To truly know your carbon footprint – and therefore truly reduce your emissions – you can’t just look at scopes 1 and 2. You have to set your sights on measuring and reducing all three.
We recently went through an exercise to measure JLL’s own carbon footprint, as part of setting our Science Based Targets and signing on to the WorldGBC’s net zero carbon buildings commitment – and the results were instructive. This process helped us verify that 95% of our carbon footprint is derived from scope 3 emissions coming from the 5 billion square feet of client space that we manage globally – something that we knew intuitively, but we now have the facts to prove. This knowledge of what drives our carbon footprint is a critical input to our own net zero action plan.
Lesson 2: Don’t scrimp on strategic planning.
One of the biggest challenges in committing to net zero carbon is setting a clear path all the way from pledge to success. That starts with the work of building a thorough and robust action plan, which clearly defines your optimal pathway to net zero in terms of the tactical, concrete actions you need to take to get there.
Within your action plan, establishing ambitious-but-realistic timeframes is critical. For example, many businesses in the UK have set 2030 net zero goals. For other organisations, 2030 targets may not be achievable. An effective action plan can help you validate whether it’s feasible to meet your goals against a proposed timeline – and helps you to identify where you need to seek additional investment or make strategic tradeoffs.
An effective action plan also takes full account of your business model – in the case of our net zero carbon strategic advice to UK REIT, Great Portland Estates, their strategic planning involved adapting their net zero roadmap to their investment and development pipeline activity, covering major refurbishments, acquisitions and disposals. Fundamentally, adjusting target dates and actions to their business strategy yielded a bespoke pathway to suit and support their existing progress.
Lesson 3: Build your business case.
Building the business case for net zero is an exercise in balance. To get to net zero requires a mix of low-hanging fruit initiatives – which can deliver immediate cost savings – and needle-moving investments. The best net zero strategies consider both easy, quick wins (like LED lighting upgrades and other no/low cost initiatives) and long-term investments (like installing onsite renewable energy technologies, as just one example) within the same action plan and timeline. Savvy organisations reinvest the cost savings achieved in early phases of the net zero journey to mitigate the cost of larger, more ambitious investments down the line. Balancing short- and long-term views is absolutely crucial.
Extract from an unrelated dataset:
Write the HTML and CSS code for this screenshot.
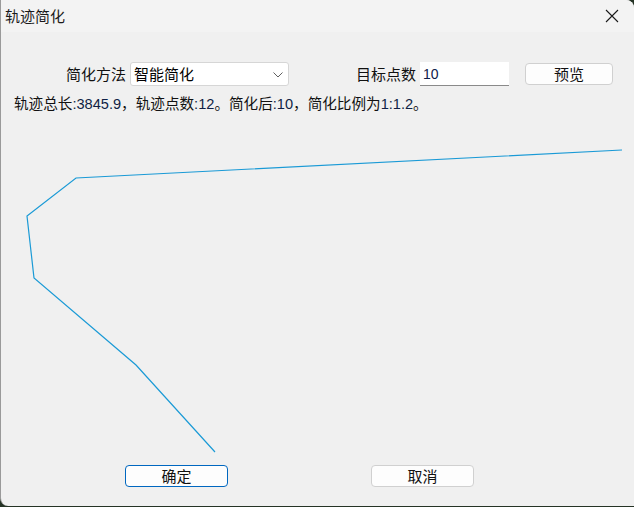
FILE: index.html
```html
<!DOCTYPE html>
<html lang="zh-CN">
<head>
<meta charset="utf-8">
<title>轨迹简化</title>
<link rel="stylesheet" href="styles.css">
</head>
<body>
<div class="window">
  <div class="titlebar">
    <span class="title">轨迹简化</span>
    <svg class="close" width="14" height="14" viewBox="0 0 14 14"><path d="M1 1 L13 13 M13 1 L1 13" stroke="#1a1a1a" stroke-width="1.1" fill="none"/></svg>
  </div>
  <div class="controls">
    <span class="label">简化方法</span>
    <div class="combo">
      <span class="combo-text">智能简化</span>
      <svg class="chev" width="10" height="6" viewBox="0 0 10 6"><path d="M0.5 0.5 L5 5 L9.5 0.5" stroke="#606060" stroke-width="1" fill="none"/></svg>
    </div>
    <span class="label label2">目标点数</span>
    <div class="input"><span class="input-text">10</span></div>
    <div class="btn btn-preview">预览</div>
  </div>
  <div class="status">轨迹总长<span class="num">:3845.9</span>，轨迹点数<span class="num">:12</span>。简化后<span class="num">:10</span>，简化比例为<span class="num">1:1.2</span>。</div>
  <svg class="canvas" width="634" height="348" viewBox="0 0 634 348">
    <polyline points="214,340 135,253 33,166 26,104 75,66 621,38" fill="none" stroke="#1a9ad6" stroke-width="1.2"/>
  </svg>
  <div class="footer">
    <div class="btn btn-ok">确定</div>
    <div class="btn btn-cancel">取消</div>
  </div>
</div>
</body>
</html>
```
FILE: styles.css
```css
html, body {
  margin: 0;
  padding: 0;
}
body {
  background: #253325;
  width: 634px;
  height: 507px;
  overflow: hidden;
  font-family: "Noto Sans CJK SC", "Liberation Sans", sans-serif;
  color: #000;
}
.window {
  width: 634px;
  height: 506px;
  background: #f0f0f0;
  border-radius: 0 8px 0 8px;
  overflow: hidden;
  display: flex;
  flex-direction: column;
  box-sizing: border-box;
  border-left: 1px solid #9a9a9a;
}
.titlebar {
  height: 32px;
  flex: none;
  background: #f3f3f3;
  display: flex;
  align-items: center;
  justify-content: space-between;
  padding: 0 15px 0 4px;
}
.title {
  font-size: 15px;
  line-height: 20px;
  color: #1a1a1a;
}
.close {
  display: block;
}
.controls {
  margin-top: 30px;
  height: 24px;
  display: flex;
  align-items: center;
  padding-left: 65px;
  font-size: 15px;
}
.label {
  line-height: 20px;
  width: 60px;
  white-space: nowrap;
  color: #111;
}
.combo {
  margin-left: 4px;
  width: 159px;
  height: 24px;
  box-sizing: border-box;
  background: #fff;
  border: 1px solid #d6d6d6;
  border-radius: 3px;
  display: flex;
  align-items: center;
  justify-content: space-between;
  padding: 0 5px 0 3px;
}
.combo-text {
  line-height: 20px;
}
.chev {
  display: block;
  margin-top: 1px;
}
.label2 {
  margin-left: 67px;
}
.input {
  margin-left: 4px;
  width: 89px;
  height: 24px;
  box-sizing: border-box;
  background: #fff;
  border-bottom: 1px solid #8a8a8a;
  display: flex;
  align-items: center;
  padding-left: 3px;
}
.input-text {
  font-family: "Liberation Sans", sans-serif;
  font-size: 14px;
  color: #10204a;
}
.btn {
  box-sizing: border-box;
  background: #fdfdfd;
  border: 1px solid #d0d0d0;
  border-radius: 4px;
  display: flex;
  align-items: center;
  justify-content: center;
  font-size: 15px;
  line-height: 20px;
  color: #111;
}
.btn-preview {
  margin-left: 16px;
  width: 88px;
  height: 22px;
}
.status {
  margin-top: 8px;
  padding-left: 13px;
  font-size: 14.6px;
  line-height: 18px;
  height: 18px;
  white-space: nowrap;
  color: #111;
}
.num {
  font-family: "Liberation Sans", sans-serif;
  color: #0f1f45;
}
.canvas {
  display: block;
  flex: none;
}
.footer {
  margin-top: 5px;
  display: flex;
  padding-left: 124px;
}
.btn-ok {
  width: 103px;
  height: 22px;
  border-color: #0067c0;
}
.btn-cancel {
  margin-left: 143px;
  width: 103px;
  height: 22px;
}
```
We saw this first-hand at JLL as we made the business case for our science based target to our executive leadership. Our analysis revealed that for every $1 spent, we would make $1.50 – with an IRR of 16% and positive returns within 5 years.
And don’t be afraid to look for creative and innovative ways to fund your sustainability investments. For example, when our clients at British Land committed to achieve net zero by 2030, they knew that a status quo approach to financing their net zero efforts wasn’t going to suffice. That’s why they launched a bespoke Transition Fund – the first of its kind – resourced by a £60 per tonne of carbon internal fee, levied on new developments. This fund will support British Land’s efforts to retrofit its existing portfolio and accelerate its progress towards net zero.
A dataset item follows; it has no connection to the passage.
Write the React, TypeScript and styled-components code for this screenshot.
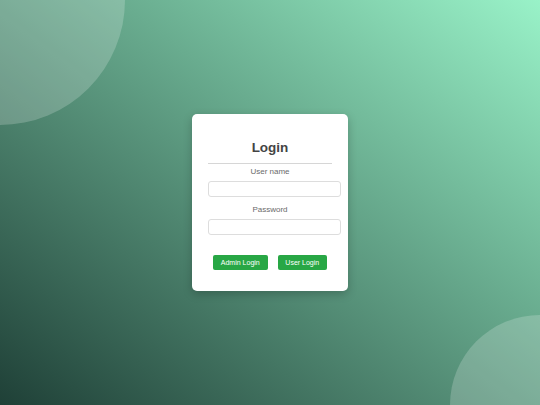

Lesson 4: Bring everyone along.
It’s clear that the success of any major corporate net zero commitment relies on inclusion, buy-in and participation; from the top down, and with all stakeholders inside and out. That means educating stakeholders about the high-level challenges and opportunities, offering hands-on training for those that will play a role in implementation, and celebrating key milestones and successes along the way. The more everyone at every level across the organisation understands and takes personal ownership of their part in the pursuit of net zero, the greater the success and the faster it comes.
Outside of your organisation, it’s critical to engage both your supply chain and broader value chain, which play a key role in reducing your scope 3 emissions. Sharing information and ideas can help you on your journey, and help them on theirs. Equally important, you want to continually communicate with your investors about your net zero efforts – as more and more investors use environmental, social and governance (ESG) factors to inform their investment decisions, you want to make sure they’re apprised of both your goals and ongoing efforts to achieve them.
Lesson 5: Be brave about your commitment. Half measures won’t cut it.
The last, and perhaps most important lesson learned is to be bold. For most organisations, committing to net zero carbon can mean a serious change in mindset, and re-examination of value and values. Yes, committing to net zero carbon is a big, ambitious goal. But that commitment is far less daunting than the reality your organisation – and society at large – will face in the absence of these commitments. There is no putting the genie back in the bottle.
Ultimately, I’d always suggest you ask yourself the question – “what would it take for my company to be net zero carbon by 2030” rather than “what would it take for my company to be net zero carbon by 2050”? The net zero carbon market transformation is well and truly underway, and the adoption curve will be exponential throughout the 2020s.
Acting sooner and being bolder – whilst following the detail of lessons 1-4 - will pay long-term dividends for your business and assure that your company and your brand is on the right side of the problem/solution equation.